Saturday, May 4, 2019

Disney on Broadway Part 1!

On February 8th 1993, Ron Logan, a former executive vice president of Walt Disney Entertainment, founded the Walt Disney Theatrical Group (now better known as Disney Theatrical Group). In the 26 years since its founding, the group has produced a total of 12 shows on Broadway and numerous national tours, along with some non-Broadway original shows. I thought we could explore interesting facts about what the Great White Way’s adaptations of classic Disney stories. Please feel free to comment on anything you find interesting. 

  • The very first Disney film adapted for Broadway was Beauty and the Beast. The show premiered at the Palace Theatre on April 18th, 1994. It played a total of 5,461 performances, from 1994-2007, and won a Tony Award for Best Costume Design. Terrence Mann, Susan Egan, and Gary Beach, who originated the respective roles of the Beast, Belle, and Lumiere, all received Tony Nominations for their performances in the show. (Egan, would later be hired by the Walt Disney Studios again to provide the voice of Megara or “Meg” in Hercules (1997)). 
  • Two months after “Beauty and the Beast” premiered on Broadway, Disney released their original film adaptation of The Lion King on June 24th. “Lion King,” would get its Broadway treatment three years later on November 13th, 1997 at the New Amsterdam Theatre and is currently playing today at the Minskoff Theatre. The original company won six Tony Awards, including Best Musical. It also starred Samuel E. Wright in the role of Mufasa, and he received a Tony Nomination for his performance. Ironically, Wright had previously voiced Sebastian in The Little Mermaid (1989) nearly a decade earlier.
  • The same year that “Lion King,” premiered on Broadway, Sir Tim Rice, who collaborated with Alan Menken on the film version of Aladdin (1992) as well as the Broadway version of “Beauty and the Beast,” collaborated with Alan Menken on King David, which is a concert—not a fully staged musical—based on the Bible Story of David. The show opened at the New Amsterdam Theatre and played for a total of only nine performances. The cast featured Roger Bart as David’s friend Jonathan, and Judy Kuhn as Michal, David’s first wife. Bart is known at Disney for having been the singing voice of Hercules in Hercules (1997) and Kuhn is known at Disney for being the singing voice of Pocahontas in Pocahontas (1995). 
  • The first Disney Theatrical Group show to open outside the U.S. was The Hunchback of Notre Dame. It opened at the Musical Theater Berlin in Berlin, Germany, on June 5th, 1999 and closed in June 2002. A readapted version played at the La Jolla Playhouse in San Diego, California and ran from October 28th-December 7, 2014. Directed by Scott Schwartz, son of Stephen Schwartz, in collaboration with Alan Menken and was later transferred to the Paper Mill Playhouse where it ran from March 4th to April 5th, 2015. In 2017, the Berlin version reopened, transferring to Stuttgart in 2018.
  • After Sir Elton John and Sir Tim Rice won well-deserved Oscars and Tonys for the Film and Broadway adaptations of “Lion King,” Disney was eager to rehire the pair for another project and they originally considered producing the opera of Aida as an animated movie-musical.
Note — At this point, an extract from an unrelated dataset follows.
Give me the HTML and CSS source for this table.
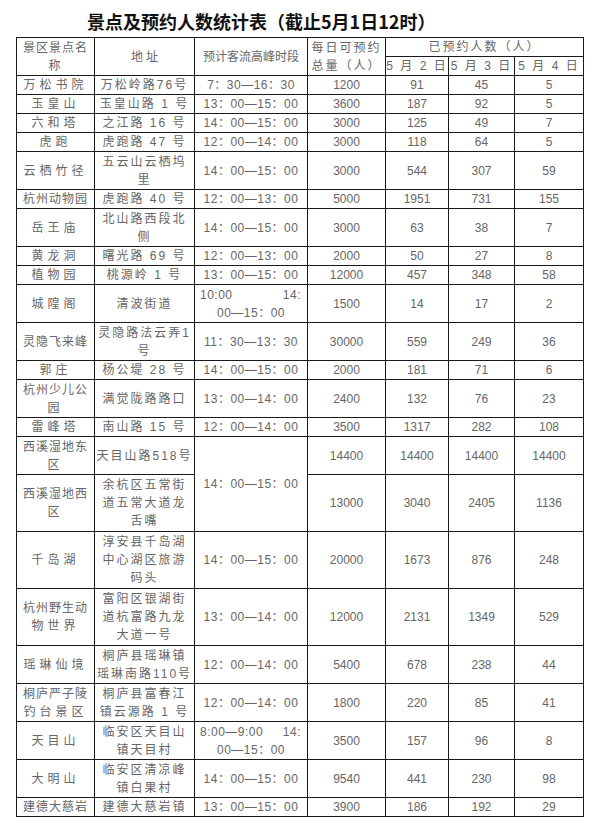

It was Sir John, however, who convinced them to produce it directly as a stage musical, and Rice agreed. “Aida” premiered at the Palace Theatre on March 23rd, 2000 and played a total of 1,852 performances. It won four Tonys including Best Original Musical Score for John and Best Actress in a Musical for Heather Hedley who portrayed the title role in the show, and who had previously originated the role of Nala in “Lion King,” on Broadway.  
  • Disney’s Tarzan opened at the Richard Rodgers Theatre on May 10th, 2006. Although the show managed to run over a year, it was critically a flop, failed to sell enough tickets, and only played 486 performances. Despite these failures on Broadway, the show later moved to the Netherlands where it ran for two years, and then Sweden where it played for one year, and then Germany where it played for ten years from 2008-2018. The show was also revived for the Tuachan Center for the Arts in Ivins, Utah where it ran from June-October 2010 and The Muny in St. Louis, Missouri where it ran from June-July 2014.
  • In 2004, Disney Theatrical produced On the Record, a musical revue which featured an extraordinary range of music from Disney films, Disney shows on Broadway, and even Disneyland Attractions. The show toured for nine months, premiering in Cleveland, Ohio in 2004 and closing in Denver, Colorado in mid-2005. This wasn’t based on any specific plot, but it did feature two male leads and two female leads, one of whom was Ashley Brown. Brown would later become one of many actresses to succeed Susan Egan in the role of Belle in “Beauty and the Beast,” and after that she originated the title role in Disney’s next theatrical adaptation, Mary Poppins.